One of the more recent changes to the automotive landscape has been the takeover of Daewoo by Chevrolet. This change is more than a rebadging job though as Chevrolet has invested time and money in the range and introduced a host of changes to ensure that the name change brings with it a refreshed look and injects new life into the model line-up.
The car here, the Matiz, is one of the principal benefactors with changes to the appearance, both internal and external, and a re-engineered chassis. External changes are subtle but effective: a new grille and headlight treatment at the front, with a complex array of curves that flow from the bonnet into the wings and up into the door and culminate in an exaggerated step in the window line, most prominent in the profile view. The new looks endow the little car with a more upmarket image, significantly less cutesy than the Daewoo version
These changes bring with them other benefits, namely a Cd of 0.34 compared to 0.39 for the old car. This change has a positive effect on both refinement and economy, both of which are significantly improved. However, the core advantages of the Matiz endure: tiny external dimensions coupled with tardis-like accommodation inside. The positives of such features are immediately obvious around town. No parking space is too small whilst a trip to the DIY store isn't too daunting either as there is a genuinely usable load space.

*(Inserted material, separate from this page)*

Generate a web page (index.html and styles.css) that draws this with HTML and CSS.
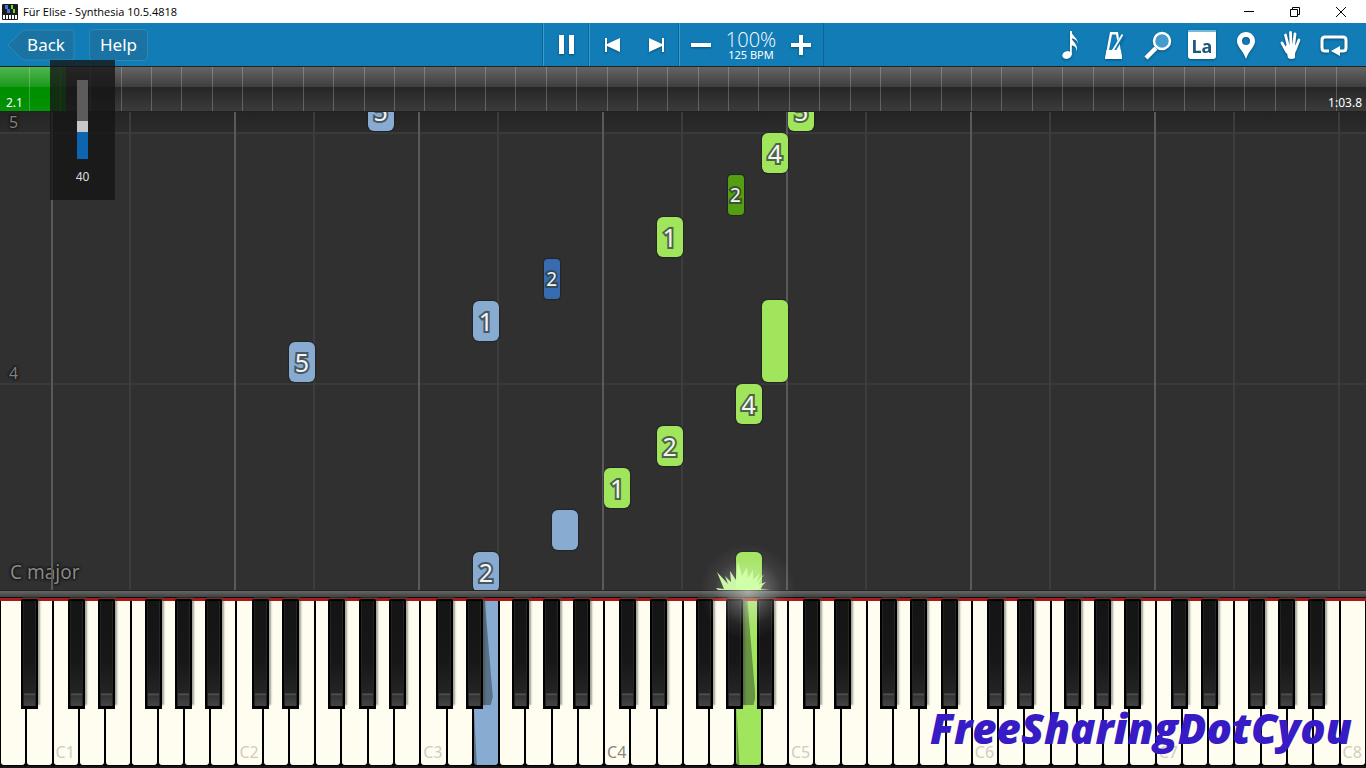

Accommodation remains adequate for four adults, five at a stretch for shorter periods, who will admire the fit and finish of the updated cabin. The relocation of the dials to the centre of the dash a la
Toyota Yaris makes the cabin look very different. I'm not sure why the warning lights didn't join the move though and they do look a little detached and lonely away from the instruments. The minor controls are well sited and there are a multitude of handy cubbies for storage. It's a genuinely usable and practical everyday solution to the demands of an every day run-around.
Equipment wise the specification is generous, but not extravagantly so. Chevrolet has included the things you'd need but haven't added to the price by going over the top with gimmicks and accessories. You need electric windows, a CD player, remote central locking and an immobiliser for example. You don't need satnav or a DVD player in a city car like this.
On the road the controls remain light and easy, perhaps overly light for some tastes, but given the car's brief you can understand this. Around town the car is your best friend, with excellent all round visibility, admirable agility and a manoeuvrability that gets you into spaces that in other cars you wouldn't contemplate. It's also handily nippy and can dart in and out of the flow of traffic with relative ease.
Our test car had the 1-litre four-cylinder engine that manages to combine a fizzy nature with a good deal of low down torque. It doesn't feel peaky or highly-strung like many small engines do and the slick, quick shifting five-speed 'box means you don't lose valuable momentum between the gears. You can expect to see mpg figures in the 40s on an everyday basis as well (an essential for a cheap to run city car) with 50mpg not impossible thanks to the lighter weight construction and breathed on engine.
So the Matiz is good around town, and to be fair it was pretty good before. Where it used to fall over, sometimes it began to feel literal, was on the open road. The high sided body and narrow track makes the car looks like it will topple over and the previous car sometimes made you think it might. The new car is a step improvement over old thanks to a redesigned rear suspension set up that features a new torsion beam rear axle. For me this new set up makes the Matiz a much more competent handler on the open road with no obvious detriment to ride quality. It's a car you can now actually enjoy a little back road blat in.
The other marked improvement is in motorway cruising with a new found composure when mixing it with trucks and crosswinds. You used to feel the old car was a little sketchy in this environment; this one feels much more planted. It is also much quieter and more refined, much of which must be down to the wind cheating design, but also a direct result of some tuning of various aspects of the cars mountings and fittings to improve NVH.
Maybe I've mellowed with time but the Chevrolet incarnation of the Matiz seems to be a huge improvement over the Daewoo version. The changes to the chassis make it a much more feasible everyday car in my opinion in that one no longer dreads a B-road jaunt or extended periods out of town. The changes to the interior and facelifted appearance have also breathed fresh life into the ageing design. Make no mistake, there are better cars in the class, such as the Fiat Panda
, but the Matiz is a much more complete and compelling package than it used to be.